Just a quick search on Stanford Math PhD site shows that most applicants have near perfect math GPAs and a GRE subject score over 800.

Could you list some of the comparable schools to where you are going next year? That will give some context for others here to offer a more informed opinion.
 
It sounds like you want to get your PhD and then work, is that correct? I would backwards plan and figure out what PhD programs are most targeted for quant research. Rank those in order and find which undergrad programs get you into those. You don't need to go to MIT as an undergrad to get your PhD from there, but community college is probably not going to set you up for success.

Just a quick search on Stanford Math PhD site shows that most applicants have near perfect math GPAs and a GRE subject score over 800.

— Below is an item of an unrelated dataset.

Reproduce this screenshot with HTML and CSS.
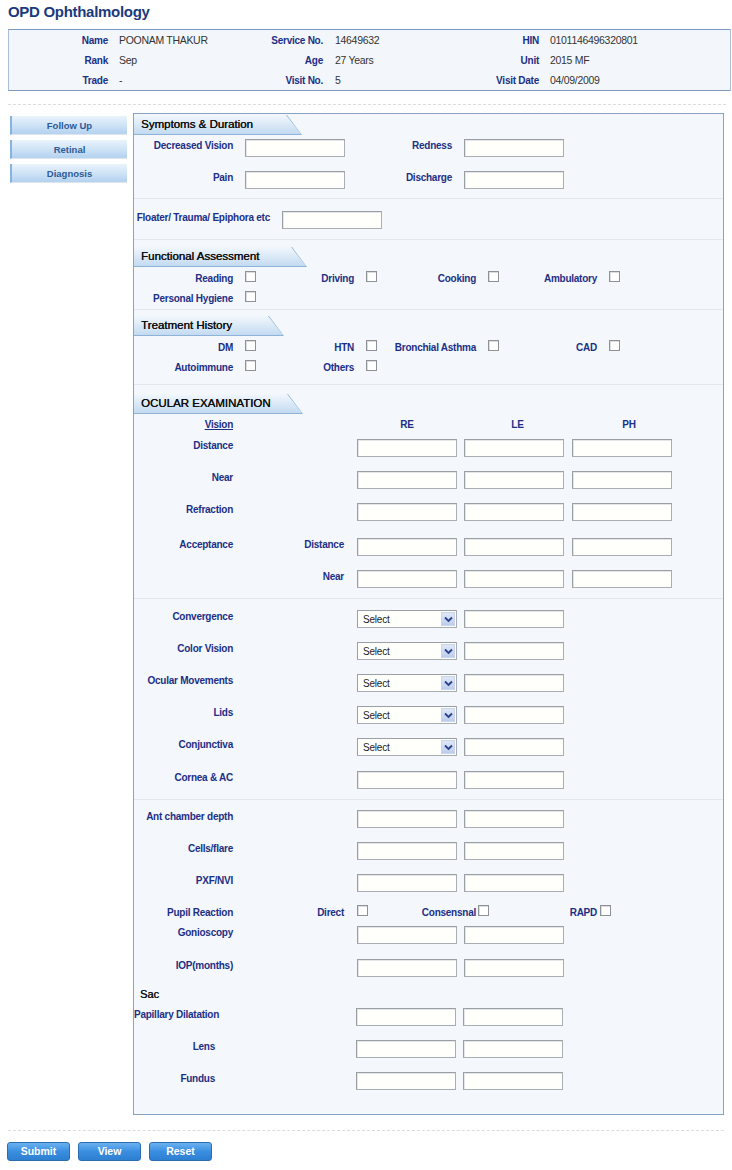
FILE: index.html
```html
<!DOCTYPE html>
<html>
<head>
<meta charset="utf-8">
<title>OPD Ophthalmology</title>
<link rel="stylesheet" href="styles.css">
</head>
<body>
<h1 class="title">OPD Ophthalmology</h1>

<div class="info">
  <div class="info-grid">
    <span class="ilbl">Name</span><span class="ival v1">POONAM THAKUR</span>
    <span class="ilbl">Service No.</span><span class="ival v2">14649632</span>
    <span class="ilbl">HIN</span><span class="ival v3">0101146496320801</span>

    <span class="ilbl">Rank</span><span class="ival v1">Sep</span>
    <span class="ilbl">Age</span><span class="ival v2">27 Years</span>
    <span class="ilbl">Unit</span><span class="ival v3">2015 MF</span>

    <span class="ilbl">Trade</span><span class="ival v1">-</span>
    <span class="ilbl">Visit No.</span><span class="ival v2">5</span>
    <span class="ilbl">Visit Date</span><span class="ival v3">04/09/2009</span>
  </div>
</div>

<div class="dash dash-top"></div>

<div class="main">
  <nav class="menu">
    <a class="mitem">Follow Up</a>
    <a class="mitem">Retinal</a>
    <a class="mitem">Diagnosis</a>
  </nav>

  <form class="panel">
    <!-- Symptoms & Duration -->
    <div class="tab t-sym"><span>Symptoms &amp; Duration</span></div>
    <div class="row m4">
      <label class="lbl c1">Decreased Vision</label><input class="txt" type="text">
      <label class="lbl c107">Redness</label><input class="txt" type="text">
    </div>
    <div class="row m14">
      <label class="lbl c1">Pain</label><input class="txt" type="text">
      <label class="lbl c107">Discharge</label><input class="txt" type="text">
    </div>
    <div class="sep s9"></div>
    <div class="row m12">
      <label class="lbl c136">Floater/ Trauma/ Epiphora etc</label><input class="txt" type="text">
    </div>
    <div class="sep s10"></div>

    <!-- Functional Assessment -->
    <div class="tab t-fun m7"><span>Functional Assessment</span></div>
    <div class="crow m4">
      <label class="lbl c1">Reading</label><input class="cb" type="checkbox">
      <label class="lbl c97">Driving</label><input class="cb" type="checkbox">
      <label class="lbl c98">Cooking</label><input class="cb" type="checkbox">
      <label class="lbl c97">Ambulatory</label><input class="cb" type="checkbox">
    </div>
    <div class="crow m4">
      <label class="lbl c1">Personal Hygiene</label><input class="cb" type="checkbox">
    </div>
    <div class="sep s2"></div>

    <!-- Treatment History -->
    <div class="tab t-tre m6"><span>Treatment History</span></div>
    <div class="crow m4">
      <label class="lbl c1">DM</label><input class="cb" type="checkbox">
      <label class="lbl c97">HTN</label><input class="cb" type="checkbox">
      <label class="lbl c98">Bronchial Asthma</label><input class="cb" type="checkbox">
      <label class="lbl c97">CAD</label><input class="cb" type="checkbox">
    </div>
    <div class="crow m4">
      <label class="lbl c1">Autoimmune</label><input class="cb" type="checkbox">
      <label class="lbl c97">Others</label><input class="cb" type="checkbox">
    </div>
    <div class="sep s8"></div>

    <!-- Ocular Examination -->
    <div class="tab t-ocu m9"><span>OCULAR EXAMINATION</span></div>
    <div class="hrow m4">
      <span class="lbl c1 ul">Vision</span><span class="sub"></span>
      <span class="lbl hd h1c">RE</span><span class="lbl hd h2c">LE</span><span class="lbl hd h3c">PH</span>
    </div>
    <div class="row m7">
      <label class="lbl c1">Distance</label><span class="lbl sub"></span>
      <input class="txt g7" type="text"><input class="txt g8" type="text"><input class="txt" type="text">
    </div>
    <div class="row m14">
      <label class="lbl c1">Near</label><span class="lbl sub"></span>
      <input class="txt g7" type="text"><input class="txt g8" type="text"><input class="txt" type="text">
    </div>
    <div class="row m14">
      <label class="lbl c1">Refraction</label><span class="lbl sub"></span>
      <input class="txt g7" type="text"><input class="txt g8" type="text"><input class="txt" type="text">
    </div>
    <div class="row m17">
      <label class="lbl c1">Acceptance</label><span class="lbl sub">Distance</span>
      <input class="txt g7" type="text"><input class="txt g8" type="text"><input class="txt" type="text">
    </div>
    <div class="row m14">
      <span class="lbl c1"></span><span class="lbl sub">Near</span>
      <input class="txt g7" type="text"><input class="txt g8" type="text"><input class="txt" type="text">
    </div>
    <div class="sep s10"></div>

    <div class="row m11">
      <label class="lbl c1">Convergence</label><span class="lbl sub"></span>
      <div class="sel g7"><span>Select</span><i class="arr"><svg width="9" height="7" viewBox="0 0 9 7"><path d="M1 1.5 L4.5 5 L8 1.5" fill="none" stroke="#2b3f8f" stroke-width="1.8"/></svg></i></div><input class="txt" type="text">
    </div>
    <div class="row m14">
      <label class="lbl c1">Color Vision</label><span class="lbl sub"></span>
      <div class="sel g7"><span>Select</span><i class="arr"><svg width="9" height="7" viewBox="0 0 9 7"><path d="M1 1.5 L4.5 5 L8 1.5" fill="none" stroke="#2b3f8f" stroke-width="1.8"/></svg></i></div><input class="txt" type="text">
    </div>
    <div class="row m14">
      <label class="lbl c1">Ocular Movements</label><span class="lbl sub"></span>
      <div class="sel g7"><span>Select</span><i class="arr"><svg width="9" height="7" viewBox="0 0 9 7"><path d="M1 1.5 L4.5 5 L8 1.5" fill="none" stroke="#2b3f8f" stroke-width="1.8"/></svg></i></div><input class="txt" type="text">
    </div>
    <div class="row m14">
      <label class="lbl c1">Lids</label><span class="lbl sub"></span>
      <div class="sel g7"><span>Select</span><i class="arr"><svg width="9" height="7" viewBox="0 0 9 7"><path d="M1 1.5 L4.5 5 L8 1.5" fill="none" stroke="#2b3f8f" stroke-width="1.8"/></svg></i></div><input class="txt" type="text">
    </div>
    <div class="row m14">
      <label class="lbl c1">Conjunctiva</label><span class="lbl sub"></span>
      <div class="sel g7"><span>Select</span><i class="arr"><svg width="9" height="7" viewBox="0 0 9 7"><path d="M1 1.5 L4.5 5 L8 1.5" fill="none" stroke="#2b3f8f" stroke-width="1.8"/></svg></i></div><input class="txt" type="text">
    </div>
    <div class="row m15">
      <label class="lbl c1">Cornea &amp; AC</label><span class="lbl sub"></span>
      <input class="txt g7" type="text"><input class="txt" type="text">
    </div>
    <div class="sep s10"></div>

    <div class="row m10">
      <label class="lbl c1">Ant chamber depth</label><span class="lbl sub"></span>
      <input class="txt g7" type="text"><input class="txt" type="text">
    </div>
    <div class="row m14">
      <label class="lbl c1">Cells/flare</label><span class="lbl sub"></span>
      <input class="txt g7" type="text"><input class="txt" type="text">
    </div>
    <div class="row m14">
      <label class="lbl c1">PXF/NVI</label><span class="lbl sub"></span>
      <input class="txt g7" type="text"><input class="txt" type="text">
    </div>
    <div class="crow m13">
      <label class="lbl c1">Pupil Reaction</label><label class="lbl sub">Direct</label><input class="cb" type="checkbox">
      <label class="lbl c107n">Consensnal</label><input class="cb" type="checkbox">
      <label class="lbl c107r">RAPD</label><input class="cb" type="checkbox">
    </div>
    <div class="row m5">
      <label class="lbl c1">Gonioscopy</label><span class="lbl sub"></span>
      <input class="txt g7" type="text"><input class="txt" type="text">
    </div>
    <div class="row m15">
      <label class="lbl c1">IOP(months)</label><span class="lbl sub"></span>
      <input class="txt g7" type="text"><input class="txt" type="text">
    </div>

    <div class="sac m9">Sac</div>
    <div class="row m6">
      <label class="lbl c81">Papillary Dilatation</label>
      <input class="txt g7" type="text"><input class="txt" type="text">
    </div>
    <div class="row m14">
      <label class="lbl c81">Lens</label>
      <input class="txt g7" type="text"><input class="txt" type="text">
    </div>
    <div class="row m14">
      <label class="lbl c81">Fundus</label>
      <input class="txt g7" type="text"><input class="txt" type="text">
    </div>
  </form>
</div>

<div class="dash dash-bottom"></div>

<div class="actions">
  <button class="btn" type="button">Submit</button>
  <button class="btn" type="button">View</button>
  <button class="btn" type="button">Reset</button>
</div>
</body>
</html>
```

FILE: styles.css
```css
* { box-sizing: border-box; }

html, body {
  margin: 0;
  padding: 0;
  background: #ffffff;
  width: 732px;
}

body {
  font-family: "Liberation Sans", Arial, sans-serif;
  color: #222;
}

.title {
  margin: 0;
  padding: 3px 0 0 8px;
  height: 29px;
  font-weight: bold;
  font-size: 15px;
  line-height: 17px;
  letter-spacing: -0.3px;
  color: #1a3a7e;
}

/* patient info */
.info {
  margin: 0 1px 0 8px;
  background: #f3f7fc;
  border-top: 1px solid #7b99c4;
  border-bottom: 1px solid #7f99bd;
  border-left: 1px solid #a9bfdc;
  border-right: 1px solid #a9bfdc;
}

.info-grid {
  display: grid;
  grid-template-columns: 99px 142px 73px 144px 72px 1fr;
  grid-auto-rows: 20px;
  align-items: center;
}

.ilbl {
  font-weight: bold;
  font-size: 10px;
  letter-spacing: -0.25px;
  color: #1c2f85;
  text-align: right;
  white-space: nowrap;
}

.ival {
  font-size: 10.5px;
  letter-spacing: -0.3px;
  color: #333;
  white-space: nowrap;
}
.v1 { padding-left: 11px; }
.v2 { padding-left: 12px; }
.v3 { padding-left: 11px; }

.dash {
  height: 0;
  border-top: 1px dashed #dcdcdc;
}
.dash-top { margin: 13px 6px 8px 8px; }
.dash-bottom { margin: 15px 8px 11px 8px; }

/* main area */
.main {
  display: flex;
  align-items: flex-start;
  gap: 6px;
  margin-left: 10px;
}

.menu {
  width: 117px;
  flex: none;
  margin-top: 3px;
  display: flex;
  flex-direction: column;
  gap: 5px;
}

.mitem {
  display: block;
  height: 19px;
  line-height: 19px;
  text-align: center;
  font-weight: bold;
  font-size: 9.5px;
  color: #2d5a98;
  background: linear-gradient(to bottom, #eaf3fc 0%, #d2e5f7 45%, #b3d1ef 100%);
  border-left: 2px solid #86b3e0;
  border-bottom: 1px solid #e0e6ee;
}

.panel {
  width: 591px;
  flex: none;
  margin: 0;
  background: #f4f8fd;
  border: 1px solid #86a3c3;
  padding-bottom: 24px;
}

/* section tabs */
.tab {
  height: 20px;
  background: #8fb2d8;
  clip-path: polygon(0 0, calc(100% - 15px) 0, 100% 100%, 0 100%);
}
.tab span {
  display: block;
  height: 19px;
  margin: 1px 1px 0 0;
  padding-left: 7px;
  line-height: 19px;
  font-size: 11.5px;
  color: #0d0d0d;
  text-shadow: 0.35px 0 0 #0d0d0d;
  white-space: nowrap;
  background: linear-gradient(to bottom, #f2f7fd 0%, #dbe9f7 50%, #c3daf1 100%);
  clip-path: polygon(0 0, calc(100% - 15px) 0, 100% 100%, 0 100%);
}
.t-sym { width: 168px; }
.t-fun { width: 173px; }
.t-tre { width: 150px; }
.t-ocu { width: 169px; }

.sep {
  height: 1px;
  background: #e0e7ef;
}

/* vertical spacing helpers */
.m4 { margin-top: 4px; }
.m5 { margin-top: 5px; }
.m6 { margin-top: 6px; }
.m7 { margin-top: 7px; }
.m9 { margin-top: 9px; }
.m10 { margin-top: 10px; }
.m11 { margin-top: 11px; }
.m12 { margin-top: 12px; }
.m13 { margin-top: 13px; }
.m14 { margin-top: 14px; }
.m15 { margin-top: 15px; }
.m17 { margin-top: 17px; }
.s2 { margin-top: 2px; }
.s8 { margin-top: 8px; }
.s9 { margin-top: 9px; }
.s10 { margin-top: 10px; }

/* rows */
.row {
  display: flex;
  align-items: flex-start;
  height: 18px;
}
.crow {
  display: flex;
  align-items: flex-start;
  height: 16px;
}
.hrow {
  display: flex;
  align-items: flex-start;
  height: 14px;
}

.lbl {
  flex: none;
  display: block;
  font-weight: bold;
  font-size: 10px;
  letter-spacing: -0.25px;
  line-height: 14px;
  color: #1c2f85;
  text-align: right;
  white-space: nowrap;
}
.crow .lbl { line-height: 16px; }

.c1 { width: 99px; margin-right: 12px; }
.c107 { width: 107px; margin-right: 12px; }
.c136 { width: 136px; margin-right: 12px; }
.c97 { width: 97px; margin-right: 12px; }
.c98 { width: 98px; margin-right: 12px; }
.c81 { width: 81px; margin-right: 141px; }
.sub { width: 99px; margin-right: 13px; }
.c107n { width: 107px; margin-right: 2px; }
.c107r { width: 107px; margin-right: 3px; }

.ul { text-decoration: underline; }

.hd { text-align: center; }
.h1c { width: 100px; margin-right: 7px; }
.h2c { width: 107px; }
.h3c { width: 116px; }

.txt {
  flex: none;
  display: block;
  width: 100px;
  height: 18px;
  margin: 0;
  padding: 0 2px;
  background: #fffffc;
  border: 1px solid #a9aeb4;
  border-top-color: #9a9fa5;
  border-left-color: #9a9fa5;
  box-shadow: inset 1px 1px 0 #e4e6e8;
  font-size: 11px;
}
.g7 { margin-right: 7px; }
.g8 { margin-right: 8px; }

.cb {
  -webkit-appearance: none;
  appearance: none;
  flex: none;
  display: block;
  width: 11px;
  height: 11px;
  margin: 0 1px 0 0;
  background: #ffffff;
  border: 1px solid #8e9196;
  box-shadow: inset 1px 1px 0 #dcdde0;
}

.sel {
  flex: none;
  display: flex;
  align-items: center;
  width: 100px;
  height: 18px;
  background: #fffffc;
  border: 1px solid #a9aeb4;
  border-top-color: #9a9fa5;
  border-left-color: #9a9fa5;
  padding: 0 1px 0 5px;
}
.sel span {
  flex: 1;
  font-size: 10px;
  letter-spacing: -0.2px;
  color: #222;
}
.arr {
  flex: none;
  width: 14px;
  height: 14px;
  display: flex;
  align-items: center;
  justify-content: center;
  background: linear-gradient(to bottom, #dfe8f7, #bccdec);
  border: 1px solid #c9d5ea;
}
.arr svg { display: block; }

.sac {
  height: 16px;
  line-height: 16px;
  padding-left: 6px;
  font-size: 11px;
  color: #111;
  text-shadow: 0.35px 0 0 #111;
}

/* buttons */
.actions {
  display: flex;
  gap: 8px;
  margin-left: 7px;
}
.btn {
  width: 63px;
  height: 19px;
  margin: 0;
  padding: 0;
  border: 1px solid #2c6cb0;
  border-radius: 3px;
  background: linear-gradient(to bottom, #6ab2f0 0%, #3a8ee0 50%, #2d7fd0 100%);
  color: #ffffff;
  font-family: "Liberation Sans", Arial, sans-serif;
  font-weight: bold;
  font-size: 10.5px;
  line-height: 17px;
}
```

Could you list some of the comparable schools to where you are going next year? That will give some context for others here to offer a more informed opinion.
Comparable schools would be approx. T75 and public R1 research universities. I might as well just say that MSU (Michigan State Uni) is the option I’d be enrolling at. Hope this helps!
 
i recommend transferring to a very good school, such as northwestern, uchicago, upenn, cornell, etc. these schools are very transfer friendly. as you already realized, good schools offer exposures to more opportunities and you can get a killer job with just one of their undergrad degrees. i would hold off shooting for phd until you find doing proofs in abstract math fun. phd is really expensive considering the opportunity cost. a good undergrad hire at a quant shop can earn as much as 150k+ right out of the gate. earning a phd requires at least ~4-5 years. you do the math...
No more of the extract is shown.